Thanks to a study just released, some sources are theorizing that Netflix, the streaming video service, could have the potential to dominate the internet and gobble up American broadband.
Netflix currently boasts over 15 million members and according to network management company Sandvine, their 2010 Global Internet Phenomena Report indicates that Netflix accounts for 20 percent of downstream traffic during peak periods beating out YouTube, iTunes, Hulu, and p2p file-sharing.
The spike in online streaming video users for Netflix appears to have originated from customers in Canada. The company's traditional DVD-by-mail service was not offered as an option to consumers there, they were only provided with the choice of streaming video.
In the week following the launch of service to Canadians, 10 percent of Netflix online usage came from that country and video streaming usage numbers will continue to increase in Canada and are expected to rise exponentially in North America overall, according to Sandvine.

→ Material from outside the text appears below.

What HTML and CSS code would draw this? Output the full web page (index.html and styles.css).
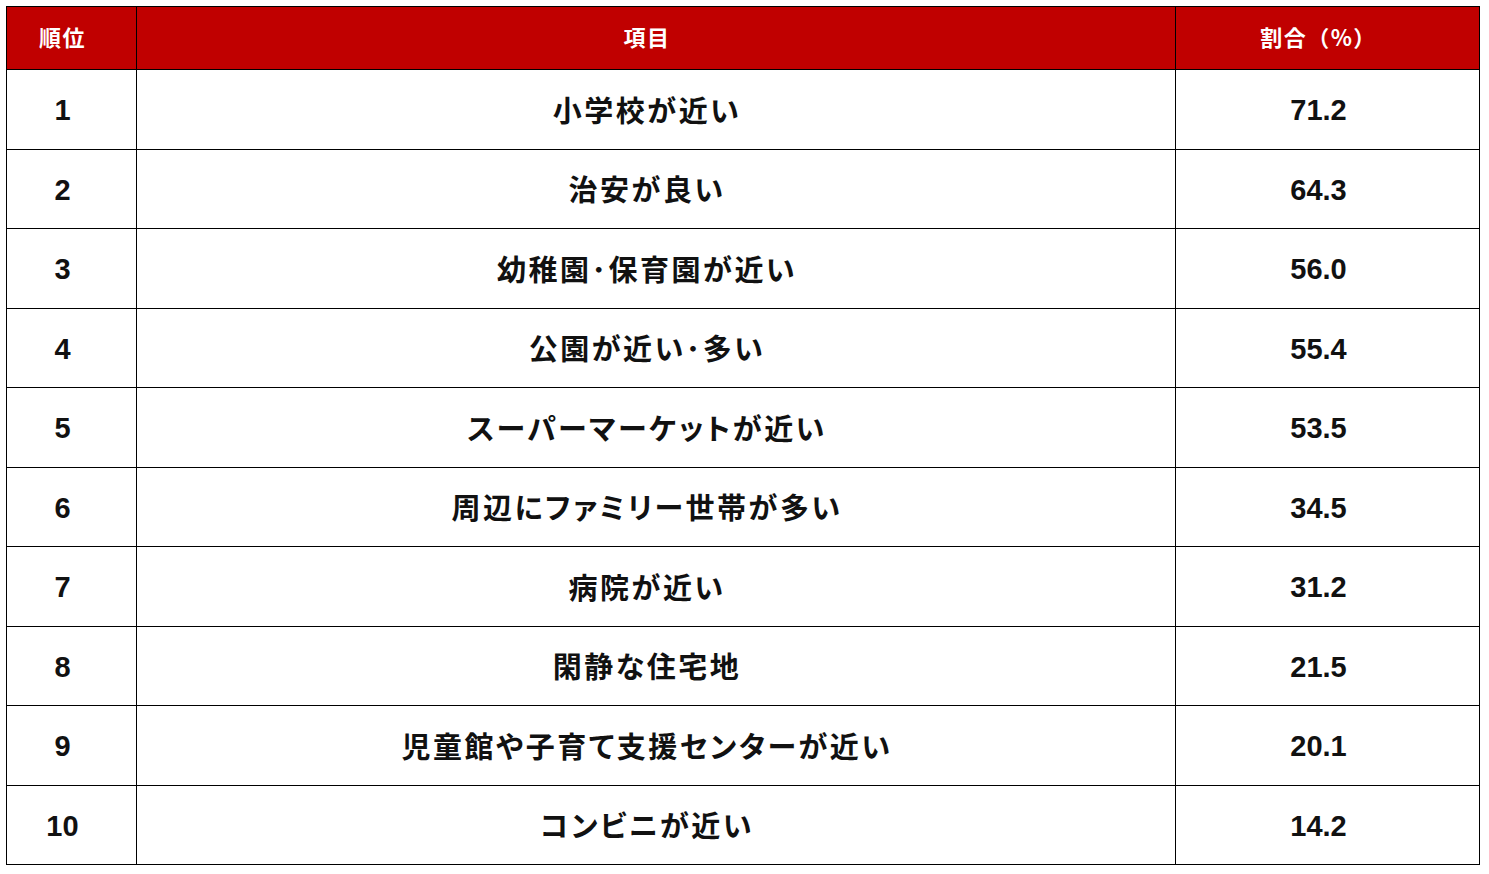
FILE: index.html
```html
<!DOCTYPE html>
<html lang="ja">
<head>
<meta charset="utf-8">
<title>ランキング</title>
<link rel="stylesheet" href="styles.css">
</head>
<body>
<table class="rank-table">
  <colgroup>
    <col class="col-rank">
    <col class="col-item">
    <col class="col-rate">
  </colgroup>
  <thead>
    <tr class="head-row">
      <th>順位</th>
      <th>項目</th>
      <th>割合（%）</th>
    </tr>
  </thead>
  <tbody>
    <tr><td class="num">1</td><td class="item">小学校が近い</td><td class="num">71.2</td></tr>
    <tr><td class="num">2</td><td class="item">治安が良い</td><td class="num">64.3</td></tr>
    <tr><td class="num">3</td><td class="item">幼稚園･保育園が近い</td><td class="num">56.0</td></tr>
    <tr><td class="num">4</td><td class="item">公園が近い･多い</td><td class="num">55.4</td></tr>
    <tr><td class="num">5</td><td class="item">スーパーマーケットが近い</td><td class="num">53.5</td></tr>
    <tr><td class="num">6</td><td class="item">周辺にファミリー世帯が多い</td><td class="num">34.5</td></tr>
    <tr><td class="num">7</td><td class="item">病院が近い</td><td class="num">31.2</td></tr>
    <tr><td class="num">8</td><td class="item">閑静な住宅地</td><td class="num">21.5</td></tr>
    <tr><td class="num">9</td><td class="item">児童館や子育て支援センターが近い</td><td class="num">20.1</td></tr>
    <tr><td class="num">10</td><td class="item">コンビニが近い</td><td class="num">14.2</td></tr>
  </tbody>
</table>
</body>
</html>
```

FILE: styles.css
```css
html, body {
  margin: 0;
  padding: 0;
  background: #ffffff;
}

body {
  padding: 6px 0 0 6px;
  font-family: "Liberation Sans", "Noto Sans CJK JP", sans-serif;
  color: #000000;
}

.rank-table {
  border-collapse: collapse;
  table-layout: fixed;
  width: 1473px;
}

.col-rank { width: 130px; }
.col-item { width: 1039px; }
.col-rate { width: 304px; }

.rank-table th,
.rank-table td {
  border: 1px solid #000000;
  text-align: center;
  vertical-align: middle;
  padding: 0 18px 0 0;
}

.head-row th {
  height: 63px;
  padding-bottom: 5px;
  box-sizing: border-box;
  background: #c00000;
  color: #ffffff;
  font-family: "Noto Sans CJK JP", sans-serif;
  font-weight: 700;
  font-size: 22px;
  letter-spacing: 1.5px;
}

.rank-table tbody td {
  height: 75.5px;
}

.rank-table td.num {
  padding-top: 3px;
  font-family: "Liberation Sans", sans-serif;
  font-weight: 700;
  font-size: 29px;
  color: #111111;
}

.rank-table td.item {
  padding-top: 1px;
  padding-bottom: 2px;
  font-family: "Noto Sans CJK JP", sans-serif;
  font-weight: 700;
  font-size: 29px;
  letter-spacing: 2.5px;
  font-feature-settings: "palt" 1;
  color: #111111;
}
```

In response to the study, one online report suggests that another reason that Netflix may be gaining momentum could stem from the fact that while online users spend only moments at a time on YouTube, they tend to spend hours at a time on Netflix.

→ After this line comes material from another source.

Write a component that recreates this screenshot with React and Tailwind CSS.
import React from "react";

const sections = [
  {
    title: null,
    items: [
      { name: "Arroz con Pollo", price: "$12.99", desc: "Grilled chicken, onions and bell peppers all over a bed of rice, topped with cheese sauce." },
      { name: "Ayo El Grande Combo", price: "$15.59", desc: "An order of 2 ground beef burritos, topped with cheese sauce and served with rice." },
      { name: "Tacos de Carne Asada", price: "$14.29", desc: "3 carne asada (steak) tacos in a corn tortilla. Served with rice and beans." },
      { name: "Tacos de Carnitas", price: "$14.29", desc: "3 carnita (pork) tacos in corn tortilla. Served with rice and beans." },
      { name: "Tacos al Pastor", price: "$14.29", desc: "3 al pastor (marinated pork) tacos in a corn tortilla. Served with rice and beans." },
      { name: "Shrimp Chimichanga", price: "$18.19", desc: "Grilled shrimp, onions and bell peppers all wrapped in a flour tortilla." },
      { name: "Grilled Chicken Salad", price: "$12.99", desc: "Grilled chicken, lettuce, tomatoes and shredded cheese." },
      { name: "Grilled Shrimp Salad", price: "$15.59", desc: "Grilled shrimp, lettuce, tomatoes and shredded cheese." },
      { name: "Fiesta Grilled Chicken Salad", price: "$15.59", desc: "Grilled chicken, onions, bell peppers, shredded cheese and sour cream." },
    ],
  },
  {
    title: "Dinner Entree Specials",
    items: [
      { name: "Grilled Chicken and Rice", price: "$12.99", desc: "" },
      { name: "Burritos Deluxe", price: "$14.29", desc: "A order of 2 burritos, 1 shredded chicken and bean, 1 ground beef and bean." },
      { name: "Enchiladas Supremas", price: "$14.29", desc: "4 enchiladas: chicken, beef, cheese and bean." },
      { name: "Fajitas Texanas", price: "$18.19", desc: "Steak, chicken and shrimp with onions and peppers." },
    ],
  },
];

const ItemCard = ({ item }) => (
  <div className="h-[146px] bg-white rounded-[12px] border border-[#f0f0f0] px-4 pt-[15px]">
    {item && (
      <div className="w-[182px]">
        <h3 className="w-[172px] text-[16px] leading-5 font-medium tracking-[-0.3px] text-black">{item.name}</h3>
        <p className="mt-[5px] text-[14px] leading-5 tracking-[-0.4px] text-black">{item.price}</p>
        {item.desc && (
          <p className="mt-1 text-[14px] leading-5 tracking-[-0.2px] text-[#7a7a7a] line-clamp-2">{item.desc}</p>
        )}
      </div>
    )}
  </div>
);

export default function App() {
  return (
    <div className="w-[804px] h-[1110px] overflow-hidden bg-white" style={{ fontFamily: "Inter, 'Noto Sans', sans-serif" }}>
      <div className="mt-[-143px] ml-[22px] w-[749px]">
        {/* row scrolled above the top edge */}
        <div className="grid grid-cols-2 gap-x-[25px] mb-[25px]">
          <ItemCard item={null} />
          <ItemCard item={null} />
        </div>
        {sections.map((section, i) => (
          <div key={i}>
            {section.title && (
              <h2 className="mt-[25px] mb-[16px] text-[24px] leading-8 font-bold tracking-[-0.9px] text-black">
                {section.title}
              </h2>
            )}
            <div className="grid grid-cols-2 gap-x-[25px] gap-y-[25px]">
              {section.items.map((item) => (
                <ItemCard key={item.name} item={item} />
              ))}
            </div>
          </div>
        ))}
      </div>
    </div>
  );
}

Despite growing suggestions that Netflix will stretch broadband capacity to the limit during peak hours, the co-founder of Akamai -- the company that boasts 77,000 servers with hard drives and is responsible for Netflix delivery of content with local servers -- reports that no one should be concerned about a surge of streaming video crashing the internet.
"That video is growing rapidly and going to be huge is true," said Akamai's Tom Leighton. "But there's tons of capacity out at the edges of the network....plenty of capacity in the last mile to your house."